Na jarenlange daling stijgt vanaf 1998 het aantal adopties weer. De probleemverhalen zijn naar de achtergrond verdwenen, de economie trekt aan. Maar een gezond kind adopteren blijkt moeilijker dan ooit. China maakt gebruik van de wanhoop van kinderloze westerse stellen. Het biedt wat de vragers willen: zuigelingen. Maar dan wel vaak zogenoemde special needs-kinderen – van kinderen met een onschuldige hazelip tot gehandicapten. Chinese ouders die per se een gezond kind willen, kunnen door het afstaan van hun ongezonde kind binnen de regels blijven van de eenkindpolitiek. Ook is er sprake van kinderhandel.

j5Zwakke plek in de adoptiewereld blijft de samenwerking met lokale organisaties. Sommige lokale mensen zijn betrouwbaar, maar geregeld zijn de dossiers over het kind dat zij overhandigen, gebrekkig, om niet te zeggen vervalst. Een nieuwe serie schandaalverhalen maakt dat vanaf 2006 het aantal adopties snel daalt. De Tweede Kamer bemoeit zich er in die jaren intensief mee, landen worden ‘gesloten’ en landen ‘sluiten’ zichzelf onder binnenlandse en buitenlandse druk. In 2008 worden nog 1.861 kinderen geadopteerd, in 2013 nog maar 688.

Leren van de geschiedenis

Het begint er langzaam op te lijken dat de politiek, welzijnswerkers, adoptieorganisaties en ouders leren van de geschiedenis. Afschrikwekkende voorlichtingsbijeenkomsten, hoge eisen aan ouders, verplichte bezoeken van de Kinderbescherming, adoptiekosten die uiteenlopen van 30.000 tot 50.000 euro per kind en geregeld opgetekende ontsporingsverhalen maken dat velen afhaken.

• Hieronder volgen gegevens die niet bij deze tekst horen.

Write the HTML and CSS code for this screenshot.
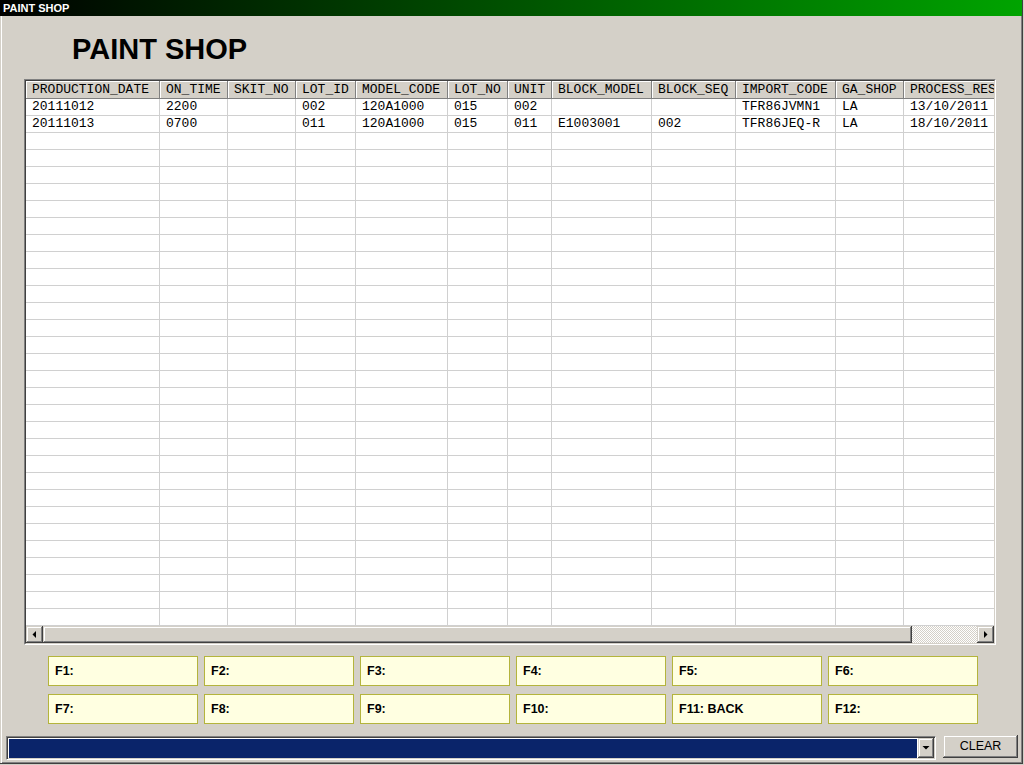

Anderzijds hebben de landen die nog wel kinderen ter adoptie afstaan, hun zaken vaak beter op orde. Adoptieouders weten dan zeker dat er geen sprake is van gerommel. Amerika is de afgelopen jaren in opkomst en ook populair omdat het als enige land adoptie door homostellen toestaat. Wat niet verandert, is de kans op ontsporingen. De kinderen uit de Verenigde Staten zijn vaak van zwarte, drugsverslaafde alleenstaande moeders. Kinderen uit Oost-Europa hebben vaak alcoholverslaafde moeders, soms met hersenschade tot gevolg.

Feit is ook dat Nederland met zijn uitgebreide verzorgingsstaat potentiële adoptieouders de mogelijkheid biedt om de gok te wagen. Tegelijk leidt juist die verzorgingsstaat soms tot meer ellende, schrijft een jongeman die is geadopteerd uit Brazilië op een website van de NCRV. ‘Je moet het niet moeilijker maken dan het is door er instanties bij te halen, omdat je het als ouder niet aankan. Wat voor boodschap breng je daarmee over op je kind? Dat zelfs de “vervangende” ouders niet voor je kunnen zorgen?’